▶ _Excerpted records_:
____________________
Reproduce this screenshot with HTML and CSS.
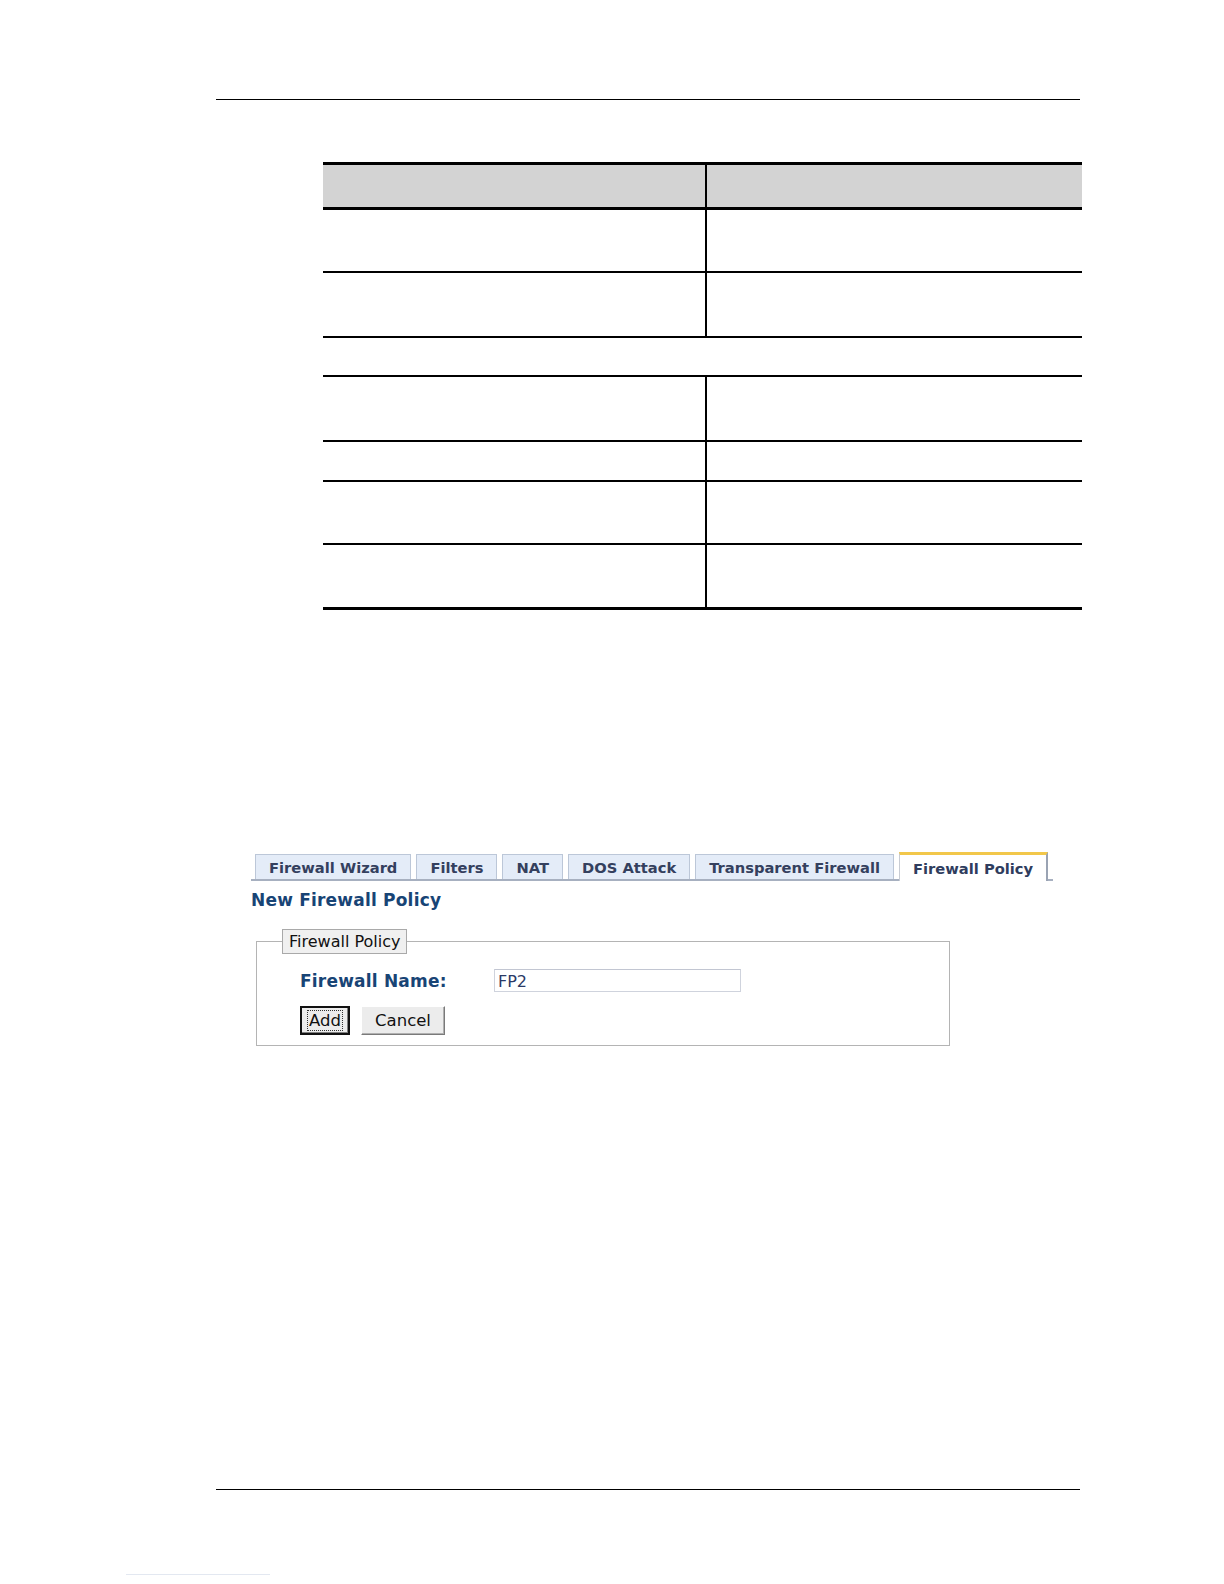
____________________
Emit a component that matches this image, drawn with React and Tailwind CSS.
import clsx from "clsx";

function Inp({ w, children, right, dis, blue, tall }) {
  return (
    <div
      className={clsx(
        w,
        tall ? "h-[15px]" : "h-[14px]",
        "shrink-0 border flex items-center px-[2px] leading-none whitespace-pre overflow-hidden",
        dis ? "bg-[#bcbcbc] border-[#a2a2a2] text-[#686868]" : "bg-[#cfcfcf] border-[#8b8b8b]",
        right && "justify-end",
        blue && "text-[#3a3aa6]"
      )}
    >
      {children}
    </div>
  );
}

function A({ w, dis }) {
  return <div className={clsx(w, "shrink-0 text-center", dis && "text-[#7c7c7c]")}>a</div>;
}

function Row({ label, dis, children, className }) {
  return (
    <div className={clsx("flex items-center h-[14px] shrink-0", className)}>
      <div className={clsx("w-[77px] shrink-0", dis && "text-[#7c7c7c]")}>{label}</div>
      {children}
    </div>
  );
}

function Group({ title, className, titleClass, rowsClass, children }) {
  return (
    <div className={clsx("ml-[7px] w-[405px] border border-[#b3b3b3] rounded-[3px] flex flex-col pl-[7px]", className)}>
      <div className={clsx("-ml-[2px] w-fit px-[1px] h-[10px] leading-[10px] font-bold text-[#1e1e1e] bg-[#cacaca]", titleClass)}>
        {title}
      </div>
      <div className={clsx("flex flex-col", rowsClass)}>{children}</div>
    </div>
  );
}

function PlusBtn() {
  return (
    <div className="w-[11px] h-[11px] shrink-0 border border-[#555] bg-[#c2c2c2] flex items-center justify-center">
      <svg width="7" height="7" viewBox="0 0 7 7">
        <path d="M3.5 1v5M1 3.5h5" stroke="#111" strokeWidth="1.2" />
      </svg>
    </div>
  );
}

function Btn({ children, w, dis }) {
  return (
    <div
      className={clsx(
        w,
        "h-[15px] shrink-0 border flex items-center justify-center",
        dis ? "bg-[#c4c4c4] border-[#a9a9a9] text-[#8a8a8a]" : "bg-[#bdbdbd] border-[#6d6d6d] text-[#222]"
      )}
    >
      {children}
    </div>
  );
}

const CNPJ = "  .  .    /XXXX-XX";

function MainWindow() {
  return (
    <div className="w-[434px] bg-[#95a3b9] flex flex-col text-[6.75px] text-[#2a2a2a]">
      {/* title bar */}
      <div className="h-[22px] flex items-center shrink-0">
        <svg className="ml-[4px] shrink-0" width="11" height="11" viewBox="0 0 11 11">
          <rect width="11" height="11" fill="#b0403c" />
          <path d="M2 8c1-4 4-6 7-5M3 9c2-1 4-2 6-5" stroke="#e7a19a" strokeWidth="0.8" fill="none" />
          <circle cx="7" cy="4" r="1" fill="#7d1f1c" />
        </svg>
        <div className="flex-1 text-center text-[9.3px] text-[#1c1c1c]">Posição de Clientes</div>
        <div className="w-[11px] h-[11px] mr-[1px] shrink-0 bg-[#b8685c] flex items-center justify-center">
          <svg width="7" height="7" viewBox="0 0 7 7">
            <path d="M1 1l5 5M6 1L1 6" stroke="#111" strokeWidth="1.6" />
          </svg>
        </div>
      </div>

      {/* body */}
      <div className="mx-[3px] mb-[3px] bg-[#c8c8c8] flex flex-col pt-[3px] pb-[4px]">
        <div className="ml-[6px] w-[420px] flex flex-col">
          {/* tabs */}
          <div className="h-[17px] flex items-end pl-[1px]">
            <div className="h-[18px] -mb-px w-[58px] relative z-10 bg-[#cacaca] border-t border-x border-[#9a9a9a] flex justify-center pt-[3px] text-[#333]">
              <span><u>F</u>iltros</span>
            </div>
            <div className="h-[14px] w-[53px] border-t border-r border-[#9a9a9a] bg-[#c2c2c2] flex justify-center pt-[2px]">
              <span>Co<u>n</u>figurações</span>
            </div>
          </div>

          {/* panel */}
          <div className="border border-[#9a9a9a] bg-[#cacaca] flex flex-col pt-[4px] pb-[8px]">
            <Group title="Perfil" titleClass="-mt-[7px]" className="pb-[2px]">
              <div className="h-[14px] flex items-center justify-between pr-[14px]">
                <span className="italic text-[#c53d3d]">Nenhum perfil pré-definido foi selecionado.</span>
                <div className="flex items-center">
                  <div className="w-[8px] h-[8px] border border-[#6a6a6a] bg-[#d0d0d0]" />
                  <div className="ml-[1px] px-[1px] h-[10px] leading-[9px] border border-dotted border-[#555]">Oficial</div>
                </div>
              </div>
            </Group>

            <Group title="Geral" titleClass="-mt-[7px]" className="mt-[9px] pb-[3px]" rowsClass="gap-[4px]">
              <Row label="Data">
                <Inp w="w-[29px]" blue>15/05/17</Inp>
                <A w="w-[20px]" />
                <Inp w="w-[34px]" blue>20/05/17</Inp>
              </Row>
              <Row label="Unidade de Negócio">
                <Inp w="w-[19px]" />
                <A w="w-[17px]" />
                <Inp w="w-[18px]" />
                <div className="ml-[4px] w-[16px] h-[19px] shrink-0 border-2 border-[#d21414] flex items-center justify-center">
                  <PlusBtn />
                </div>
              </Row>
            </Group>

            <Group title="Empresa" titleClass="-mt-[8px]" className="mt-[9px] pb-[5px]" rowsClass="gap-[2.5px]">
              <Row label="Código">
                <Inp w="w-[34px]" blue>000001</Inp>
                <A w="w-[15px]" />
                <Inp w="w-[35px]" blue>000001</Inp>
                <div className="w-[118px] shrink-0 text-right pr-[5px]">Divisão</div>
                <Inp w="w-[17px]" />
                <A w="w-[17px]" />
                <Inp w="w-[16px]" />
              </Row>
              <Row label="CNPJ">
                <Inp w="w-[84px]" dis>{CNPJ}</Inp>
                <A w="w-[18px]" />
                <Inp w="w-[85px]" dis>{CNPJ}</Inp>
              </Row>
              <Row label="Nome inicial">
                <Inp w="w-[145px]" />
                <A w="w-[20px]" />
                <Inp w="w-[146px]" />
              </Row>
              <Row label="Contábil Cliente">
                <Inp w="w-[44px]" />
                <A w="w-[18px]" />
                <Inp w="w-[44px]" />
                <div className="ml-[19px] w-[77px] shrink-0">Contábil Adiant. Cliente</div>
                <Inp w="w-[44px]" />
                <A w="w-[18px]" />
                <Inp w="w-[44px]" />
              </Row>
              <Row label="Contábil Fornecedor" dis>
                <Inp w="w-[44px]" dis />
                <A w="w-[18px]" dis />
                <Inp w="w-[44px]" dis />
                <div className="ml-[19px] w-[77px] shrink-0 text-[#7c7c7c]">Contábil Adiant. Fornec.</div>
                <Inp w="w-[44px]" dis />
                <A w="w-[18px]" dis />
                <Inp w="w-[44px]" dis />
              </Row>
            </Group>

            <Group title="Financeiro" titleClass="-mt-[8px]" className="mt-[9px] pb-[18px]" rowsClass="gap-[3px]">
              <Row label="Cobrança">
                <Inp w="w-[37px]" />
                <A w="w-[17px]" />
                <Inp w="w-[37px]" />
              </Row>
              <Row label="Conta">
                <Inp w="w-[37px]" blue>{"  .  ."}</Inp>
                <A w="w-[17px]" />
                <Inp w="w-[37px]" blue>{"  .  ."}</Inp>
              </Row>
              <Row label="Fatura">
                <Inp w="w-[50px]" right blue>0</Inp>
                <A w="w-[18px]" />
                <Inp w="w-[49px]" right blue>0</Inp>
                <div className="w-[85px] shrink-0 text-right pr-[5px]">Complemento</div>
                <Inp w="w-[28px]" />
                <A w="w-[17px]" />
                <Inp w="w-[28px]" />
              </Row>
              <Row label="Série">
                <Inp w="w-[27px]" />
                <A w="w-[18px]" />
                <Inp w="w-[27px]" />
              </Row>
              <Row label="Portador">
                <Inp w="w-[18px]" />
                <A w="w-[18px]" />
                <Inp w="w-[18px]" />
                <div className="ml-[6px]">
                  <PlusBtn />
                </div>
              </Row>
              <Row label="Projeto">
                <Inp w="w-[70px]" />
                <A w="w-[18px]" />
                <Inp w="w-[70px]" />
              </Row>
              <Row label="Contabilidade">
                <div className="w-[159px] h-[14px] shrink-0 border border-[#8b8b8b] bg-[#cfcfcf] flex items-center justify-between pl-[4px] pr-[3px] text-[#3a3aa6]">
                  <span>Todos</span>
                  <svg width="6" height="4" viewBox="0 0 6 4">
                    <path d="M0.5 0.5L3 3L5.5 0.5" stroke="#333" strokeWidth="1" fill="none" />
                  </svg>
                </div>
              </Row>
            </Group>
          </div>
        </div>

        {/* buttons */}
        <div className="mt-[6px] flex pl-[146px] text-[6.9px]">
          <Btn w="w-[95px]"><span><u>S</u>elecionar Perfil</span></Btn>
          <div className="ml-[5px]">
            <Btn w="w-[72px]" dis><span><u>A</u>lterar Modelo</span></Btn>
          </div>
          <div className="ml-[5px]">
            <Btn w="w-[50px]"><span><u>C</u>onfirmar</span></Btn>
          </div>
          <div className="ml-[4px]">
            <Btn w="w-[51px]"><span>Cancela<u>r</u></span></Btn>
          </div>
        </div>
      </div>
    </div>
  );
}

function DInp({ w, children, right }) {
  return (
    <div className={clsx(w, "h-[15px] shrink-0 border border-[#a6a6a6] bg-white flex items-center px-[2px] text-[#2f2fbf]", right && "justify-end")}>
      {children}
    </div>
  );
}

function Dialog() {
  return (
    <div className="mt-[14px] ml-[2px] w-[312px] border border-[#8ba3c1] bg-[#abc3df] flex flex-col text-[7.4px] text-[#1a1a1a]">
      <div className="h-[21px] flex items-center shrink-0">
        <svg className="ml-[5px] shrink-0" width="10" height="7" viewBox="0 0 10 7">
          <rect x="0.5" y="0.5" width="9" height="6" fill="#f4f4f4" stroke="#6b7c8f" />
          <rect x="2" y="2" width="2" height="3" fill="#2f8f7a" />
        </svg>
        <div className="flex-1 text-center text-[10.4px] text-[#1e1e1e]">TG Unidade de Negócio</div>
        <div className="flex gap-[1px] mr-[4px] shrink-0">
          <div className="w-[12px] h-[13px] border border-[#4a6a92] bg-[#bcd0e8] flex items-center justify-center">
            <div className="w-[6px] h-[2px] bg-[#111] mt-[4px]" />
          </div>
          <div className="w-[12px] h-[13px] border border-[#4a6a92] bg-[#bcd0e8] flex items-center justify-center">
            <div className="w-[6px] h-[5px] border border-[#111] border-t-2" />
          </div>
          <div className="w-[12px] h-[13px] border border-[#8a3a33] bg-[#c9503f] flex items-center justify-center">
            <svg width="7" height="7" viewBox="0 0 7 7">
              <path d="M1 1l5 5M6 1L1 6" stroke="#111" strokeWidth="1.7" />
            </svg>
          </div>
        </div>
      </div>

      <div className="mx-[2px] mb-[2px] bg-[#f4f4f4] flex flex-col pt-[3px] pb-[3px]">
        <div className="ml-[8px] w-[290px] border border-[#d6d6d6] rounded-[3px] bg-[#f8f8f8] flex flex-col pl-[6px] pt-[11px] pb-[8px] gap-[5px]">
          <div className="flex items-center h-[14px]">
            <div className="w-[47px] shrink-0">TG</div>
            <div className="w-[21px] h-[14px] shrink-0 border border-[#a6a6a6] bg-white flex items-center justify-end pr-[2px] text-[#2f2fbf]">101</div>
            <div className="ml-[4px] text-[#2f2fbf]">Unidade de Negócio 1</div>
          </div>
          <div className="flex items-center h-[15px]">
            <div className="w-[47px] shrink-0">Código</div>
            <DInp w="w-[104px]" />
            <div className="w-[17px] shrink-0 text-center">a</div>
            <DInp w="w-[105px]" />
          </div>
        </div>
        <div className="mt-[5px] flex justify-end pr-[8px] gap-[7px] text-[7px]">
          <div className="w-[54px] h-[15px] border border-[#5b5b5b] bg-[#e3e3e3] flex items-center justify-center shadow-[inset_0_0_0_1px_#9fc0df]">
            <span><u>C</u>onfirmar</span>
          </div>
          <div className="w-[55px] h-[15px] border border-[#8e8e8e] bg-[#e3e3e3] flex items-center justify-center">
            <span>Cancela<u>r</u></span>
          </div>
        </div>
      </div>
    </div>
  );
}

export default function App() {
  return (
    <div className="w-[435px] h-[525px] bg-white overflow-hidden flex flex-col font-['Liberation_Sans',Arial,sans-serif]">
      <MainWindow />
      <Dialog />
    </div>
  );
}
____________________
▶ _Work to do_: Repeat exactly, and only, the lines from the one containing "Emit a component" through the one containing "import clsx from", both included.

▶ _Finished answer_:
Emit a component that matches this image, drawn with React and Tailwind CSS.
import clsx from "clsx";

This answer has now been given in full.